Both ends of the graph point upward, so it must be a polynomial function of an even degree. However, the polynomial x³ − 3x² − 6x + 8 is of degree 3—an odd degree, not even. How can that be? Well, when an x-intercept is also a local vertex, or turning point, then the zero is a repeated zero. In this case, −2 is a repeated zero, so we must use it twice when writing the polynomial.

If the polynomial function graphed were y = x⁴ − x³ − 12x² − 4x + 16, then it would have a y-intercept of 16 (the solution for y when x = 0). Instead, this graph shows a y-intercept of 4. If we multiply our polynomial by 1/4, that will adjust the magnitude, without affecting the zeros, to produce the correct y-intercept.

y = 1/4 (x⁴ − x³ − 12x² − 4x + 16)
y = 1/4 x⁴ − 1/4 x³ − 3x² − x + 4

The polynomial function shown in the graph is y = 1/4 x⁴ − 1/4 x³ − 3x² − x + 4 in standard form, or y = 1/4 (x + 2)(x + 2)(x − 1)(x − 4) in factored form.

Some polynomials have
fewer real zeros than
their highest degree
for other reasons. If the
graph reaches a turning
point before intersecting
with the x-axis (a local
maximum below the
x-axis or a local minimum
above the x-axis), then
the polynomial will have
two fewer real zeros.

The three given points all have an f(x)-value of 0, which means that they all represent x-intercepts of the function. So, the zeros of f(x) are −6, 3/2, and 1. We can write each factor of f(x) in the form (x − a), where a is a zero of the function.

(x − (−6))(x − 3/2)(x − 1)
(x + 6)(x − 3/2)(x − 1)

However, the multiplication of these factors will be a little messy with a fraction involved.
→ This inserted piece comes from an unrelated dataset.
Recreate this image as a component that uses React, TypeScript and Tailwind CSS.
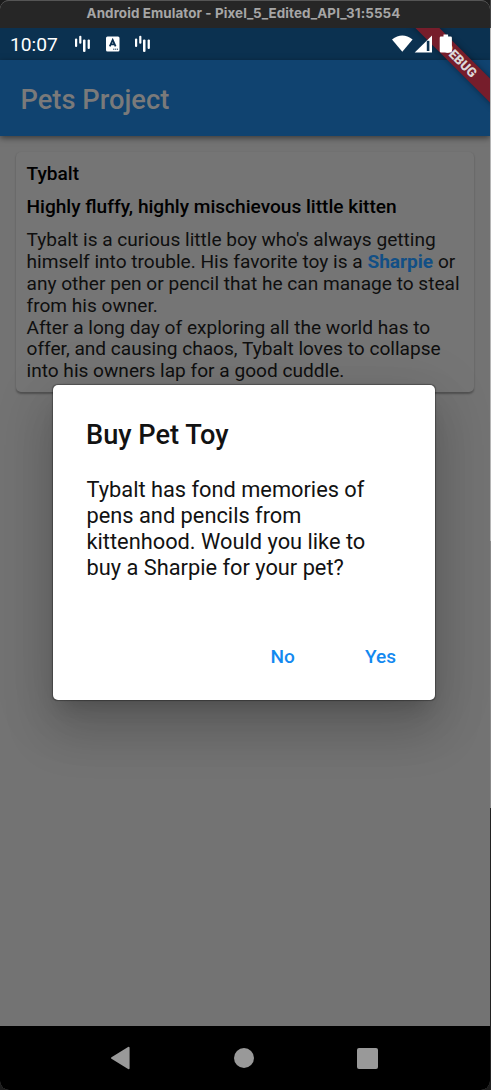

Let’s write a different binomial factor to represent the zero 3/2. The only rule is that the binomial factor, when set equal to 0, must solve as x = 3/2. The binomial (2x − 3) fits this description.

A function with zeros −6, 3/2, and 1 could have other zeros, as well (which would result in additional binomial factors), or a different magnitude (which would mean multiplying this polynomial by a constant). However, we do not have to worry about these possibilities, because f(x) = 2x³ + 7x² − 27x + 18 is one of the given answer choices. The correct answer is (A).